Nearly a stone’s throw away from the Iowa border in north central Missouri hunters will find some of the state’s best dove hunting opportunities. Rebel’s Cove Conservation Area, just north of Livonia in Putnam and Schuyler counties, contains 45 acres of managed sunflower fields that draw in doves by the scores.

The dove season is open until Nov. 9. Mourning doves, Eurasian collared-doves and white-winged doves are legal to hunt. The combined daily bag limit of all three species is 12, with a combined possession limit of 24. Full details on dove hunting regulations are available in the 2007 Migratory Bird Hunting Digest, available wherever hunting permits are sold.

After your hunt at Rebel’s Cove CA, nature viewing, fishing, hiking and camping are among the activities you can enjoy in the area’s rich mixture of habitats, which include grasslands, diverse marshes and timbered bluffs that line the winding Chariton River.

Rebel’s Cove CA is just one of the 100 conservation areas with fields managed for dove, for more information on these areas see the links listed below.

Hunting Heritage

New law protects hunter rights and riverine habitat.

Governor Matt Blunt recently signed into law the Hunting Heritage Protection Areas Act.

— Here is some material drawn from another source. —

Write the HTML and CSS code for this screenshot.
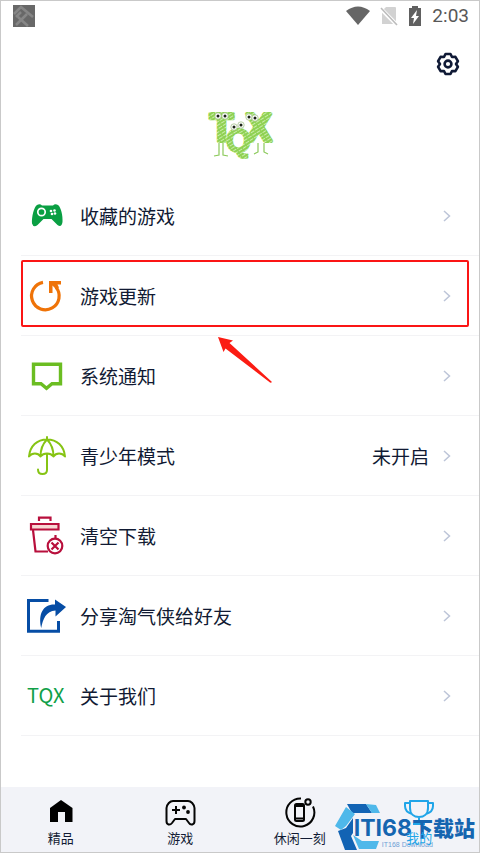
FILE: index.html
```html
<!DOCTYPE html>
<html lang="zh-CN">
<head>
<meta charset="utf-8">
<meta name="viewport" content="width=device-width, initial-scale=1">
<title>我的</title>
<link rel="stylesheet" href="styles.css">
</head>
<body>
<div class="app">
  <header class="status">
    <svg class="status-app" width="22" height="22" viewBox="0 0 22 22" aria-hidden="true"><path fill="#686868" d="M0 0h22v22H0z"/><path d="M1 9 8 2l12 10M3 12l5-5M14 9 3 20M5 12l10 9" fill="none" stroke="#868686" stroke-width="2.6"/></svg>
    <div class="status-icons">
      <svg width="24" height="20" viewBox="0 0 24 20" aria-hidden="true"><path fill="#666" d="M0 5Q12-4 24 5L12 19z"/></svg>
      <svg width="18" height="20" viewBox="0 0 18 20" aria-hidden="true"><path fill="#d2d2d2" d="M6 1h9q1 0 1 1v16H2V5z"/><path d="m0 2 17 17" stroke="#fff" stroke-width="4"/><path d="m1 2 16 17" stroke="#bcbcbc" stroke-width="1.6"/></svg>
      <svg width="14" height="20" viewBox="0 0 14 20" aria-hidden="true"><path fill="#606060" d="M4 0h6v2h3v18H1V2h3z"/><path fill="#fff" d="m9 4-6 8h3l-1 6 6-8H8z"/></svg>
      <time class="clock">2:03</time>
    </div>
  </header>
  <div class="toolbar">
    <button class="settings" type="button" aria-label="设置">
      <svg width="26" height="26" viewBox="0 0 26 26" fill="none" stroke="#101a36" aria-hidden="true"><path stroke-width="2.600" stroke-linejoin="round" d="M10.500 3h5L17 6l3.400-.1 2.500 4.300L21 13l1.900 2.800-2.500 4.300L17 20l-1.500 3h-5L9 20l-3.400.1-2.500-4.300L5 13l-1.900-2.800 2.500-4.300L9 6z"/><circle cx="13" cy="13" r="3.400" stroke-width="2.600"/></svg>
    </button>
  </div>
  <main class="main">
    <div class="brand">
      <svg width="80" height="56" viewBox="-4 0 80 56" role="img" aria-label="TQX">
        <defs><pattern id="hatch" width="5" height="3" patternUnits="userSpaceOnUse" patternTransform="rotate(-32)"><path fill="#8fd152" d="M0 0h5v3H0z"/><path fill="#c9ecab" d="M0 0h4v1H0z"/></pattern></defs>
        <g fill="url(#hatch)" stroke="url(#hatch)" stroke-linejoin="round" class="brand-letters">
          <text x="6" y="36" font-size="38" stroke-width="4">T</text>
          <text x="22" y="46" font-size="32" stroke-width="2">Q</text>
          <text x="42" y="36" font-size="38" stroke-width="4">X</text>
        </g>
        <g fill="#fff" stroke="#9bbb80" stroke-width=".7"><circle cx="14" cy="11" r="3.200"/><circle cx="21" cy="11" r="3.200"/><circle cx="30" cy="22" r="3.200"/><circle cx="37" cy="20" r="3.200"/><circle cx="45" cy="12" r="3.200"/><circle cx="51" cy="13" r="3.200"/></g>
        <g fill="#1c2416"><circle cx="14" cy="11" r="1.500"/><circle cx="21" cy="11" r="1.500"/><circle cx="30" cy="22" r="1.500"/><circle cx="37" cy="20" r="1.500"/><circle cx="45" cy="12" r="1.500"/><circle cx="51" cy="13" r="1.500"/></g>
        <path fill="none" stroke="#8bc95a" stroke-width="1.200" d="M15 38v12l-5 1M19 38v12l5 1M54 38v9l-4 2M60 38v9l4 2"/>
      </svg>
    </div>
    <ul class="menu">
      <li class="item"><a class="row" href="#favorites">
        <svg class="icon" viewBox="0 0 40 40" aria-hidden="true"><path fill="#0a9f43" d="M10 9q3-1.500 5 .5h11q2-2 5-.5c3 2 5 11 4.500 17q-1 6-5 3l-6-6h-8l-6 6q-4 3-5.500-1.500C4.500 21 7 11 10 9z"/><circle cx="14.500" cy="16" r="3.700" fill="none" stroke="#fff" stroke-width="1.700"/><g fill="#fff"><circle cx="24" cy="15" r="1.300"/><circle cx="27.500" cy="14.500" r="1.300"/><circle cx="25" cy="18" r="1.300"/><circle cx="28" cy="17.500" r="1.300"/></g></svg>
        <span class="label">收藏的游戏</span>
        <svg class="chevron" viewBox="0 0 8 12" aria-hidden="true"><path d="m1 1 5.500 5L1 11"/></svg></a></li>
      <li class="item item-marked"><a class="row" href="#updates">
        <svg class="icon" viewBox="0 0 40 40" aria-hidden="true"><path fill="none" stroke="#ef7308" stroke-width="3.200" d="M16 6.400A13.800 13.800 0 1 0 29 11.200"/><path fill="#ef7308" d="M22 5h12v3.600h-3.500l1.500 3-3 1.600-3.500-3.600v7.400H22z"/></svg>
        <span class="label">游戏更新</span>
        <svg class="chevron" viewBox="0 0 8 12" aria-hidden="true"><path d="m1 1 5.500 5L1 11"/></svg></a>
        <svg class="pointer" viewBox="0 0 54 46" aria-hidden="true"><path fill="#fb1c13" d="m0 0 15 3.500-3.500 2.500L54 45q-1 1-2 .5L7.500 11.500 5.500 15z"/></svg></li>
      <li class="item"><a class="row" href="#notices">
        <svg class="icon" viewBox="0 0 40 40" aria-hidden="true"><path fill="none" stroke="#6bbd22" stroke-width="3.400" d="M6.500 8.200h27v19.500H25l-5.500 4.500-5.500-4.500H6.500z"/></svg>
        <span class="label">系统通知</span>
        <svg class="chevron" viewBox="0 0 8 12" aria-hidden="true"><path d="m1 1 5.500 5L1 11"/></svg></a></li>
      <li class="item"><a class="row" href="#teen">
        <svg class="icon" viewBox="0 0 40 40" fill="none" stroke="#86c414" stroke-width="2" stroke-linecap="round" stroke-linejoin="round" aria-hidden="true"><path d="M2 20.500C3 10 10 3.500 20 3.500S37 10 38 20.500c-3-4-9-4-11.500 0-3-4-10-4-13 0-2.500-4-8.500-4-11.500 0zM20 1v2.500M20 17.500V34q0 4-4.500 4T11 33.500M20 3.500c-4 4-6.500 9-6.500 17M20 3.500c4 4 6.500 9 6.500 17"/></svg>
        <span class="label">青少年模式</span><span class="value">未开启</span>
        <svg class="chevron" viewBox="0 0 8 12" aria-hidden="true"><path d="m1 1 5.500 5L1 11"/></svg></a></li>
      <li class="item"><a class="row" href="#clear">
        <svg class="icon" viewBox="0 0 40 40" fill="none" stroke="#b80f3c" stroke-width="2.200" aria-hidden="true"><path d="M12 5V1.700h11.500V5"/><path fill="#f7d6d3" d="M4 8h27.500v5.500H4z"/><path d="m6 14 2.500 21.500H21M28.500 19v4"/><circle cx="28" cy="30" r="7.300"/><path d="m24.500 26.500 7 7m0-7-7 7"/></svg>
        <span class="label">清空下载</span>
        <svg class="chevron" viewBox="0 0 8 12" aria-hidden="true"><path d="m1 1 5.500 5L1 11"/></svg></a></li>
      <li class="item"><a class="row" href="#share">
        <svg class="icon" viewBox="0 0 40 40" aria-hidden="true"><path fill="none" stroke="#064da5" stroke-width="3" d="M21.500 4.500h-20v30.700h30V25"/><path fill="#064da5" d="M28 3.500 39 11l-10.500 9.500v-6C19 15 16 23 14.200 32 11 18 16 8 28 8.500z"/></svg>
        <span class="label">分享淘气侠给好友</span>
        <svg class="chevron" viewBox="0 0 8 12" aria-hidden="true"><path d="m1 1 5.500 5L1 11"/></svg></a></li>
      <li class="item"><a class="row" href="#about">
        <span class="icon icon-text">TQX</span>
        <span class="label">关于我们</span>
        <svg class="chevron" viewBox="0 0 8 12" aria-hidden="true"><path d="m1 1 5.500 5L1 11"/></svg></a></li>
    </ul>
  </main>
  <nav class="tabs">
    <a class="tab" href="#home"><svg width="32" height="32" viewBox="0 0 32 32" aria-hidden="true"><path d="M16 4 27.500 12v14H20V16h-7v10H5V12z"/></svg>精品</a>
    <a class="tab" href="#games"><svg width="32" height="32" viewBox="0 0 32 32" fill="none" stroke="#050505" stroke-width="2" stroke-linejoin="round" aria-hidden="true"><path d="M9 5h15c3 0 6 3 6.500 7v13c0 4-4 4.500-5.500 2l-3-4H11l-3 4c-2 2.500-5.500 2-5.500-2V12C3 8 6 5 9 5z"/><path d="M12 10v8M8 14h8"/><g fill="#050505" stroke="none"><circle cx="20" cy="11.500" r="1.900"/><circle cx="24" cy="16" r="1.900"/></g></svg>游戏</a>
    <a class="tab" href="#leisure"><svg width="32" height="32" viewBox="0 0 32 32" fill="none" stroke="#050505" stroke-width="2" aria-hidden="true"><path d="M17 2.500a14 14 0 1 0 12 8"/><circle cx="24" cy="6" r="2.700"/><rect x="11" y="8" width="9" height="17" rx="1.500"/><path d="M11 22.500h9M11 10h9"/></svg>休闲一刻</a>
    <a class="tab tab-active" href="#mine" aria-current="page"><svg width="32" height="32" viewBox="0 0 32 32" fill="none" stroke="#20a5e8" stroke-width="2" stroke-linejoin="round" aria-hidden="true"><path d="M7 5h18v7c0 6-4 9-9 9s-9-3-9-9zM7 7H2v3q0 6 7 8M25 7h5v3q0 6-7 8M16 21v7M10 28h12"/></svg><span class="tab-front">我的</span></a>
    <div class="mark">
      <svg width="46" height="48" viewBox="0 0 46 48" aria-hidden="true"><path fill="#1263b4" d="M12 1h19l6 9H17zM11 25l7-10v15l-2 3 6 14H10L3 28z"/><path fill="#4fb8ea" d="m31 1 10 1 4 8h-8zM11 4l9 7-9 12-5 4-6-4zM18 32l9 6h17l-3 8H24z"/></svg>
      <div class="mark-text"><b class="mark-name">ITI68<span class="mark-cn">下载站</span></b><small class="mark-sub">IT168 Download</small></div>
    </div>
  </nav>
</div>
</body>
</html>
```
FILE: styles.css
```css
* { box-sizing: border-box; }
body {
  margin: 0;
  background: #fff;
  color: #111a33;
  font-family: "Noto Sans CJK SC", sans-serif;
}
svg { display: block; }
a { color: inherit; text-decoration: none; }
.app {
  display: flex;
  flex-direction: column;
  min-height: 100vh;
  border: 1px solid #c9c9c9;
}
.status {
  display: flex;
  justify-content: space-between;
  align-items: center;
  height: 30px;
  padding: 0 10px 0 12px;
}
.status-icons { display: flex; align-items: center; gap: 10px; }
.clock { font: 19px/22px Roboto, sans-serif; color: #585858; }
.toolbar {
  display: flex;
  justify-content: flex-end;
  padding: 20px 18px 0;
}
.settings { padding: 0; border: 0; background: none; cursor: pointer; }
.main { flex: 1; }
.brand { display: flex; justify-content: center; padding: 28px 0 15px; }
.brand-letters { font-family: "Liberation Sans", sans-serif; font-weight: 700; }
.menu { list-style: none; margin: 0; padding: 0 0 0 20px; }
.item { position: relative; box-shadow: inset 0 -1px #f3f3f5; }
.row {
  display: flex;
  align-items: center;
  height: 80px;
  padding: 0 28px 0 6px;
}
.icon { flex: none; width: 40px; height: 40px; margin-right: 13px; }
.icon-text { font-size: 20px; line-height: 38px; color: #10a048; }
.label { flex: 1; }
.label, .value { font-size: 19px; line-height: 28px; }
.value { margin-right: 14px; }
.chevron {
  width: 8px;
  height: 12px;
  fill: none;
  stroke: #bdc5d8;
  stroke-width: 1.5;
}
.item-marked::after {
  content: "";
  position: absolute;
  inset: 4px 10px 9px 0;
  border: 2px solid #fb1515;
  border-radius: 2px;
  pointer-events: none;
}
.pointer {
  position: absolute;
  z-index: 1;
  left: 197px;
  top: 81px;
  width: 54px;
  height: 46px;
}
.tabs {
  position: relative;
  display: grid;
  grid-template-columns: repeat(4, 1fr);
  background: #f2f3f8;
}
.tab {
  display: flex;
  flex-direction: column;
  align-items: center;
  padding: 9px 0 4px;
  font-size: 13px;
  line-height: 20px;
}
.tab-active { color: #20a5e8; }
.tab-front { position: relative; z-index: 2; }
.mark {
  position: absolute;
  z-index: 1;
  right: 4px;
  bottom: 1px;
  display: flex;
  pointer-events: none;
}
.mark-text { margin: 12px 0 0 -27px; }
.mark-name {
  display: block;
  font: 700 23px/24px Inter, sans-serif;
  color: #1565b0;
}
.mark-cn { font: 900 21px/24px "Noto Sans CJK SC", sans-serif; }
.mark-sub {
  display: block;
  margin-left: 28px;
  font: 7px/10px "Liberation Sans", sans-serif;
  color: #6f9fd5;
}
```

The legislation preserves Missourians’ rights to participate in hunting and other outdoor sports within heritage protection areas, which are defined as the 100-year flood plains of the Missouri and Mississippi rivers. The new law also protects the flood plains from development by prohibiting the authorization of new tax increment financing projects in many hunting heritage protection areas.

New Youth-Only Seasons

Giving kids a chance to get hooked on hunting.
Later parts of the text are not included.